“Paperairplane”:http://www.paperairplane.us/ looks _very_ interesting (link courtesy of “Die Puny Humans”:http://www.diepunyhumans.com/archives/000161.html). Based on JXTA technology, it is a Mozilla plugin (here’s hoping Firefox is supported too) which allows the development of decentralized communities. The content is stored and served from individuals machines, hopefully providing the ability for individuals to setup communities where they would otherwise be restricted form doing so (either due to commercial or political reasons). I was a big fan of the “peek-a-booty”:http://www.peek-a-booty.org/ project, originally launched with much fanfare, that attempted to provide methods for sharing information that could not be blocked by governments, however little has materialized since the project was first announced over two years ago. Paperairplane seems to of made at least one of the same mistakes as peekabooty – it has announced a project without anything to actually show for it (the java.net website for the project contains the usual “We’ll post code when we have it” type message). From the peekabooty Lessons Learned doc (PDF):

What did I learn from the first version of Peekabooty?

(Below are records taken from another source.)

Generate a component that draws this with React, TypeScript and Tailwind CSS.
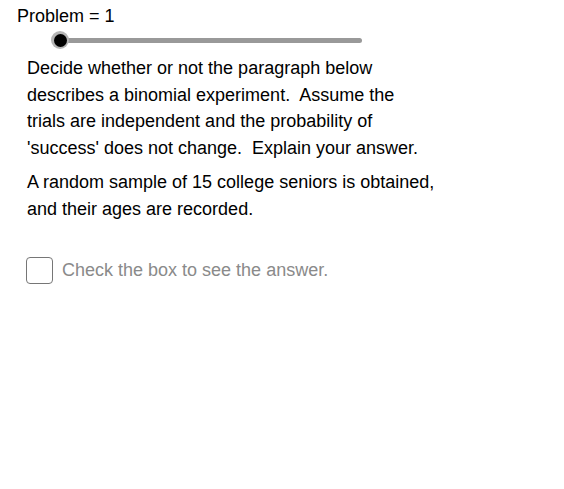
export default function App() {
  return (
    <div className="w-[564px] h-[489px] bg-white text-black font-['Liberation_Sans',Arial,sans-serif]">
      <div className="pl-[17px] pt-[6px] text-[18px] leading-[20px]">Problem = 1</div>
      {/* slider */}
      <div className="flex items-center pl-[51px] mt-[5px] h-[18px]">
        <div className="relative w-[311px] h-[18px] flex items-center">
          <div className="ml-[9px] flex-1 h-[5px] rounded-full bg-[#999999]" />
          <div className="absolute left-0 top-0 w-[18px] h-[18px] rounded-full bg-[#b5b5b5] flex items-center justify-center">
            <div className="w-[13px] h-[13px] rounded-full bg-black" />
          </div>
        </div>
      </div>
      <div className="pl-[27px] pr-[100px] mt-[6px] text-[18px] leading-[26.7px]">
        <p>
          Decide whether or not the paragraph below
          <br />
          describes a binomial experiment.&nbsp; Assume the
          <br />
          trials are independent and the probability of
          <br />
          'success' does not change.&nbsp; Explain your answer.
        </p>
        <p className="mt-[7px]">
          A random sample of 15 college seniors is obtained,
          <br />
          and their ages are recorded.
        </p>
      </div>
      <label className="flex items-center gap-[9px] pl-[26px] mt-[35px]">
        <span className="w-[27px] h-[27px] rounded-[4px] border border-[#767676] bg-white" />
        <span className="text-[18px] text-[#8a8a8a]">Check the box to see the answer.</span>
      </label>
    </div>
  );
}
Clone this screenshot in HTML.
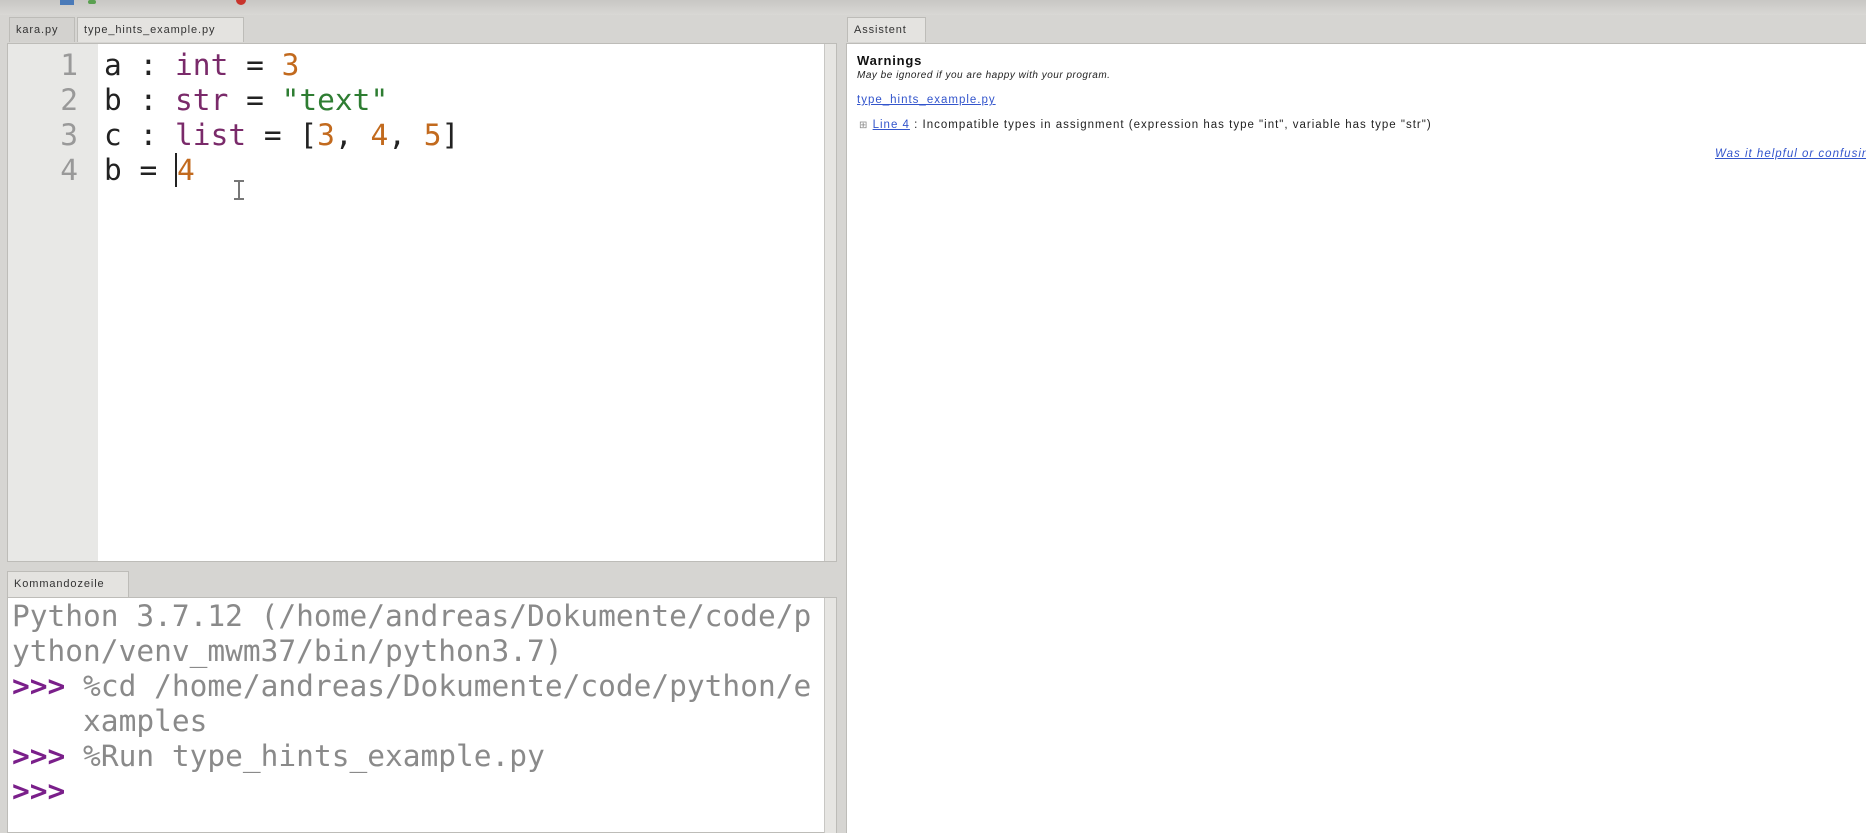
<!DOCTYPE html>
<html><head><meta charset="utf-8"><style>
*{margin:0;padding:0;box-sizing:border-box}
body{width:1866px;height:833px;overflow:hidden;background:#d6d5d2;font-family:"Liberation Sans",sans-serif;position:relative}
.abs{position:absolute}
.top{left:0;top:0;width:1866px;height:15px;background:linear-gradient(#c8c7c4,#d9d8d5)}
.tab{position:absolute;height:25px;font-size:11px;color:#333;padding:6px 6px 0;border:1px solid #bdbcb8;border-bottom:none;background:#d3d2cf;letter-spacing:0.9px;white-space:nowrap}
.tab.act{background:#e4e3e0}
.code{font-family:"DejaVu Sans Mono","Liberation Mono",monospace;font-size:29.5px;line-height:35px;white-space:pre}
.k{color:#7a2a6a}.n{color:#c26a1e}.s{color:#2e7d32}
.sb{position:absolute;background:#e6e5e2;border-left:1px solid #c8c7c4}
</style></head><body>
<div class="abs top"></div>
<div class="abs" style="left:60px;top:0;width:14px;height:5px;background:#4a7ab8"></div>
<div class="abs" style="left:88px;top:0;width:8px;height:4px;background:#5aa050;border-radius:4px"></div>
<div class="abs" style="left:236px;top:0;width:10px;height:5px;background:#c8342c;border-radius:0 0 5px 5px"></div>

<div class="tab" style="left:9px;top:17px;width:66px">kara.py</div>
<div class="tab act" style="left:77px;top:17px;width:167px">type_hints_example.py</div>

<div class="abs" style="left:7px;top:43px;width:830px;height:519px;background:#fff;border:1px solid #bdbcb8"></div>
<div class="abs" style="left:8px;top:44px;width:90px;height:517px;background:#e8e8e6"></div>
<div class="sb" style="left:824px;top:44px;width:12px;height:517px"></div>
<div class="abs code" style="left:8px;top:48px;width:70px;text-align:right;color:#999">1
2
3
4</div>
<div class="abs code" style="left:104px;top:48px;color:#222">a : <span class="k">int</span> = <span class="n">3</span>
b : <span class="k">str</span> = <span class="s">"text"</span>
c : <span class="k">list</span> = [<span class="n">3</span>, <span class="n">4</span>, <span class="n">5</span>]
b = <span style="border-left:2px solid #222" class="n">4</span></div>
<div class="abs" style="left:238px;top:180px;width:2px;height:20px;background:#777"></div>
<div class="abs" style="left:234px;top:180px;width:10px;height:2px;background:#777"></div>
<div class="abs" style="left:234px;top:198px;width:10px;height:2px;background:#777"></div>

<div class="tab act" style="left:7px;top:571px;width:122px;height:26px">Kommandozeile</div>
<div class="abs" style="left:7px;top:597px;width:830px;height:236px;background:#fff;border:1px solid #bdbcb8"></div>
<div class="sb" style="left:824px;top:598px;width:12px;height:235px"></div>
<div class="abs code" style="left:12px;top:599px;color:#8a8a8a">Python 3.7.12 (/home/andreas/Dokumente/code/p
ython/venv_mwm37/bin/python3.7)
<b style="color:#7a1f8a">&gt;&gt;&gt;</b> %cd /home/andreas/Dokumente/code/python/e
    xamples
<b style="color:#7a1f8a">&gt;&gt;&gt;</b> %Run type_hints_example.py
<b style="color:#7a1f8a">&gt;&gt;&gt;</b></div>

<div class="tab act" style="left:847px;top:17px;width:79px">Assistent</div>
<div class="abs" style="left:846px;top:43px;width:1020px;height:790px;background:#fff;border-top:1px solid #bdbcb8;border-left:1px solid #bdbcb8"></div>
<div class="abs" style="left:857px;top:53px;font-size:13px;font-weight:bold;color:#111;letter-spacing:0.8px">Warnings</div>
<div class="abs" style="left:857px;top:70px;font-size:10px;font-style:italic;color:#222;letter-spacing:0.5px">May be ignored if you are happy with your program.</div>
<div class="abs" style="left:857px;top:94px;font-size:11.5px;color:#3355cc;text-decoration:underline;letter-spacing:1px">type_hints_example.py</div>
<div class="abs" style="left:859px;top:119px;font-size:11.5px;color:#222;letter-spacing:1px;white-space:nowrap"><span style="color:#888;font-size:10px">⊞</span> <span style="color:#3355cc;text-decoration:underline">Line 4</span> : Incompatible types in assignment (expression has type "int", variable has type "str")</div>
<div class="abs" style="left:1715px;top:148px;font-size:11.5px;font-style:italic;color:#3355cc;text-decoration:underline;white-space:nowrap;letter-spacing:1px">Was it helpful or confusing?</div>
</body></html>
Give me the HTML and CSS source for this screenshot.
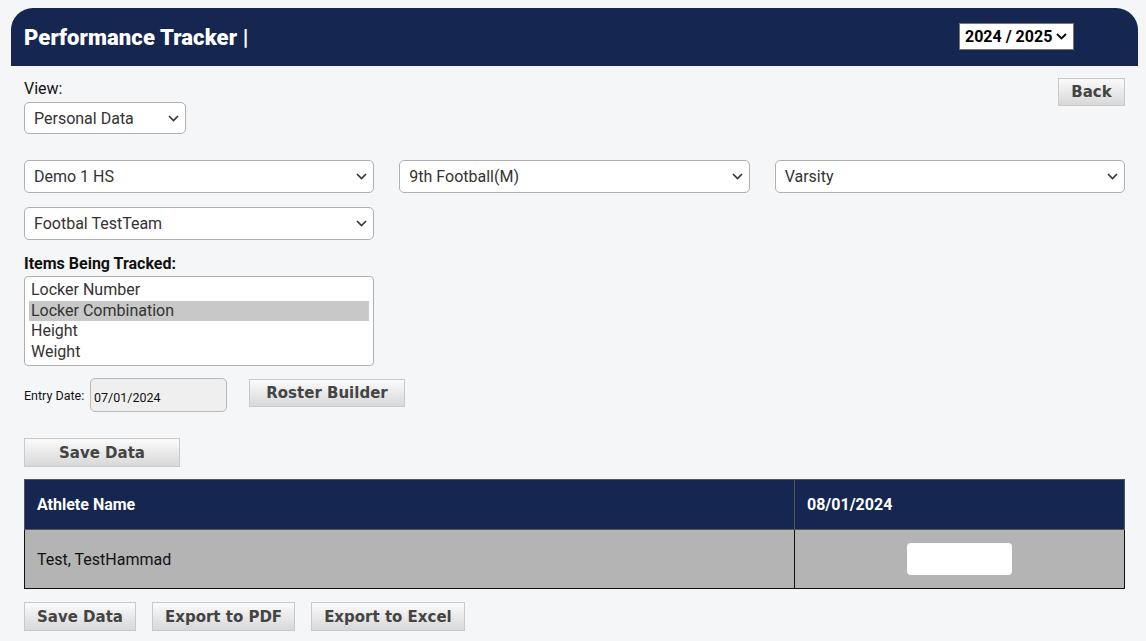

1. Don’t release before it does something useful.
This lesson is recounted in Open Sources: Voices from the Open Source
Revolution as well as other places. I had even read about this rule before we
released, but I had to learn it for myself. If you release too soon, you spend a
lot of your time answering emails instead of developing.

I hope that the paperairplanes project manages to produce some actual usable code, and doesn’t join the ranks of other vapourware OS projects like peekabooty (and many of my own). If it can, then it will undoubtedly prove useful in a world where censorship is on the rise.